Publicado em 24 de dezembro de 2015
Seu Mauro nasceu e cresceu em Itaipu. Com 56 anos, sendo 48 na atividade de pesca, vê o futuro da atividade seriamente comprometido. Afirma que a ele restará somente olhar e chorar por, no futuro, não ver um pescador sequer, caso a destruição continue sendo maior do que a preservação ambiental da região
Há 48 anos Seu Mauro, como é conhecido entre os pescadores de Itaipu começou a pescar com seu avó Caboclo e seu tio Cambuci. Ele conta que, com apenas 9 anos, não podia embarcar; sua tarefa era ajudar na beira da praia a puxar a rede que trazia os peixes fisgados – o chamado arrastão.

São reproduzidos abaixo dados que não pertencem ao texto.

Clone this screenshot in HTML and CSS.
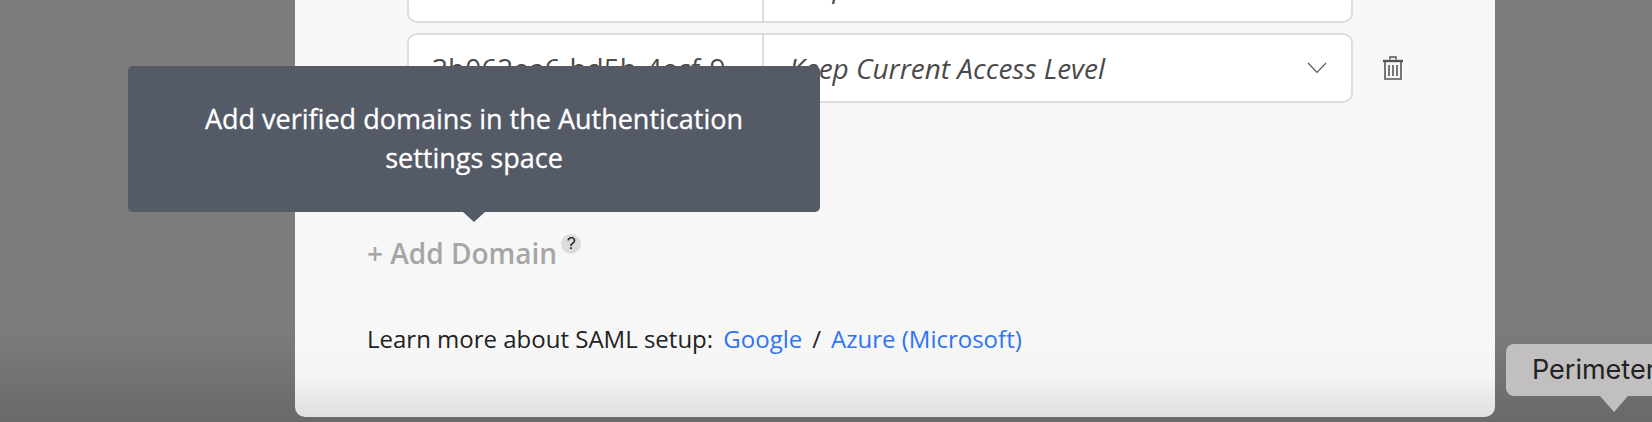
FILE: index.html
```html
<!DOCTYPE html>
<html lang="en">
<head>
  <meta charset="UTF-8">
  <title>SAML setup</title>
  <link rel="stylesheet" href="styles.css">
</head>
<body>
  <div class="modal">
    <div class="domain-row domain-row-first">
      <div class="domain-id"></div>
      <div class="domain-access">
        <span>Keep Current Access Level</span>
        <svg class="chevron" width="20" height="12" viewBox="0 0 20 12"><path d="M1 1l9 9.5L19 1" fill="none" stroke="#555" stroke-width="1.1"/></svg>
      </div>
      <div class="row-action"></div>
    </div>
    <div class="domain-row">
      <div class="domain-id">3b062ea6-bd5b-4ecf-9</div>
      <div class="domain-access">
        <span>Keep Current Access Level</span>
        <svg class="chevron" width="20" height="12" viewBox="0 0 20 12"><path d="M1 1l9 9.5L19 1" fill="none" stroke="#555" stroke-width="1.1"/></svg>
      </div>
      <div class="row-action">
        <svg width="20" height="24" viewBox="0 0 20 24">
          <path d="M7 3.5V1h6v2.5" fill="none" stroke="#555" stroke-width="1.5"/>
          <path d="M0 5h20" fill="none" stroke="#555" stroke-width="2.4"/>
          <path d="M2 6v17h16V6" fill="none" stroke="#555" stroke-width="1.6"/>
          <path d="M6 9v11M10 9v11M14 9v11" fill="none" stroke="#555" stroke-width="1.6"/>
        </svg>
      </div>
    </div>
    <div class="add-domain">+ Add Domain<span class="help">?</span></div>
    <p class="learn-more">Learn more about SAML setup: <a href="#">Google</a><span class="slash">/</span><a href="#">Azure (Microsoft)</a></p>
  </div>

  <div class="tooltip">Add verified domains in the Authentication settings space</div>
  <div class="native-tip">Perimeter</div>
</body>
</html>
```

FILE: styles.css
```css
html, body { margin: 0; height: 100%; }
body { background: linear-gradient(#7c7c7c 330px, #696969); font-family: "Open Sans", sans-serif; height: 422px; overflow: hidden; position: relative; display: flex; align-items: flex-end; padding-bottom: 5px; box-sizing: border-box; }

.modal { box-sizing: border-box; width: 1200px; height: 417px; margin-left: 295px; padding: 0 0 63px 112px; display: flex; flex-direction: column; justify-content: flex-end; background: linear-gradient(#f7f7f7 340px, #f4f4f4 375px, #e0e0e0); border-radius: 0 0 10px 10px; flex-shrink: 0; }

.domain-row { display: flex; flex-shrink: 0; height: 70px; margin-bottom: 10px; }
.domain-row-first { height: 74px; }
.domain-id { box-sizing: border-box; width: 357px; padding: 0 24px 0 23px; display: flex; align-items: center; white-space: nowrap; overflow: hidden; background: #fff; border: 2px solid #ddd; border-radius: 10px 0 0 10px; font-size: 28px; color: #4a4a4a; }
.domain-access { box-sizing: border-box; width: 589px; padding: 0 24px 0 25px; display: flex; align-items: center; justify-content: space-between; background: #fff; border: 2px solid #ddd; border-left: 0; border-radius: 0 10px 10px 0; font-size: 28px; font-style: italic; color: #4a4a4a; }
.row-action { width: 70px; padding-left: 30px; display: flex; align-items: center; }

.add-domain { margin: 123px 0 0 -40px; font-size: 28px; font-weight: 600; color: #a6a6a6; line-height: 34px; display: flex; }
.help { width: 20px; height: 20px; margin: -2px 0 0 4px; border-radius: 50%; background: #dcdcdc; color: #111; font-family: "Liberation Sans", sans-serif; font-size: 16px; font-weight: 400; line-height: 20px; text-align: center; }

.learn-more { margin: 54px 0 0 -40px; font-size: 24px; line-height: 30px; color: #222; white-space: pre-wrap; }
.learn-more a { color: #2f74f2; text-decoration: none; margin-left: 4px; }
.slash { margin: 0 6px 0 10px; }

.tooltip { position: absolute; left: 128px; top: 66px; box-sizing: border-box; width: 692px; height: 146px; padding: 33px 60px 0; background: #545a66; border-radius: 5px; color: #fff; font-size: 27px; -webkit-text-stroke: 0.3px #fff; line-height: 39px; text-align: center; }
.tooltip::after { content: ""; position: absolute; left: 335px; top: 146px; border: 11px solid transparent; border-top: 10px solid #545a66; border-bottom: 0; }

.native-tip { position: absolute; left: 1506px; top: 344px; box-sizing: border-box; width: 220px; height: 52px; padding-left: 26px; background: #c1bfbf; border-radius: 8px; font-family: Inter, sans-serif; font-size: 27px; line-height: 52px; color: #222; }
.native-tip::after { content: ""; position: absolute; left: 94px; top: 52px; border: 14px solid transparent; border-top: 16px solid #c1bfbf; border-bottom: 0; }
```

“Eram 12 barcos, e quando tinha o cardume de tainha, três deles cercavam um atrás do outro. O primeiro puxava e sobrava peixe para o segundo e o terceiro”, comenta, em tom de nostalgia. Segundo o pescador, basicamente sete mil quilos de tainha eram pescados ali. Muitas vezes, o caminhão tinha que se deslocar até a aldeia para carregar, pois a quantidade era enorme.
Hoje, com mais de meia década de vida, parece que de lá para cá o cardume foi só diminuindo. Comparando com cinco anos atrás, Seu Mauro afirma que provavelmente a quantidade de peixes tenha caído 50%. A preocupação pela brusca redução da espécie bem como a extinção da prática pesqueira conhecida como arrastão fundamentam o seu depoimento: “o número foi só caindo. Hoje em dia não tem mais arrastão de tainha, apenas de lanço. A pesca de arrastão foi enfraquecendo e muitos praticantes foram largando para trabalhar de rede de espera. Eu fui um deles”. Atualmente sobraram apenas dois pescadores que ainda sobrevivem desta técnica.
Seu Mauro lembra dos bons tempos de fartura com alegria e conta que os pescadores também retiravam do mar muito peixe, principalmente corvina, para a sua própria subsistência. “Eu era um dos que chegavam a tirar cerca de 50 a 60 quilos de peixe corvina para comer frito. Atualmente para consumir dois a três quilos de peixe grande é difícil. Muitos pescadores preferem comprar outro tipo de alimento e vender o peixe, por causa da supervalorização devido a sua escassez”, lamenta.
Seu Mauro pesca em rede de espera e, por vezes, ainda participa da atividade em arrastão. Ele diz que os pescadores precisam estar cada vez mais unidos e relatar o que tem causado o declínio da pesca em Itaipu a fim de exigirem providências. “De 15 anos para cá, a pesca em geral caiu 90%. Dos 10% que restam, se não tomarmos nenhuma atitude, daqui a quatro anos não restará nem 1%. Sendo pescadores, como é que sobreviveremos?”, questiona.
A degradação da Lagoa de Itaipu é outra ameaça apontada por Mauro. Segundo ele, até 2003 os pescadores ainda conseguiam pescar cerca de 200 quilos de camarão por dia. Depois que a água de Niterói passou a ser tratada em Campo Belo – onde a rede de esgoto é formada por 106 quilômetros de rede e cinco estações elevatórias de esgoto, além da estação de tratamento Nova América – notou-se uma grande diferença. EM 2007, já não se conseguia pescar nenhum camarão na lagoa. “Muitas vezes quando a maré vaza, a gente sente um odor que sai do esgoto a partir do mar. E não só o esgoto, porque depois que foi aberto o canal do outro lado, vários outros resíduos são descartados na lagoa, muitos deles pegando a nossa rede. Para mim, a pior coisa que aconteceu para os pescadores de Itaipu foi a abertura desse canal”, denuncia Mauro.
Em defesa da tradição
Aos 56 anos de idade, Seu Mauro pretende terminar seus dias de vida como pescador. A principal preocupação é que os mais novos um dia olhem para o mar de Itaipu e não vejam mais nenhum barco de pescador. “Se não for tomada nenhuma providência, chegarei aos 70 anos ou mais e ficarei chorando por não olhar nenhum barco e nenhum pescador no mar. Eu gostaria de ver a pesca de Itaipu até meus últimos dias de vida, mas se nada for feito atingirei uma certa idade em que não poderei pescar mais e me restará somente olhar e chorar por não ver no mar um pescador sequer”, desabafa, emocionado.
Seu Mauro conclui que o caso de Camboinhas, também na região oceânica, é semelhante ao de Itaipu. “A aldeia de Camboinhas acabou. Só não aconteceu o mesmo com Itaipu porque existe um grupo de pessoas dedicadas a proteger nossas moradias. Senão, estaríamos saindo daqui da mesma forma que os moradores da aldeia de Camboinhas”.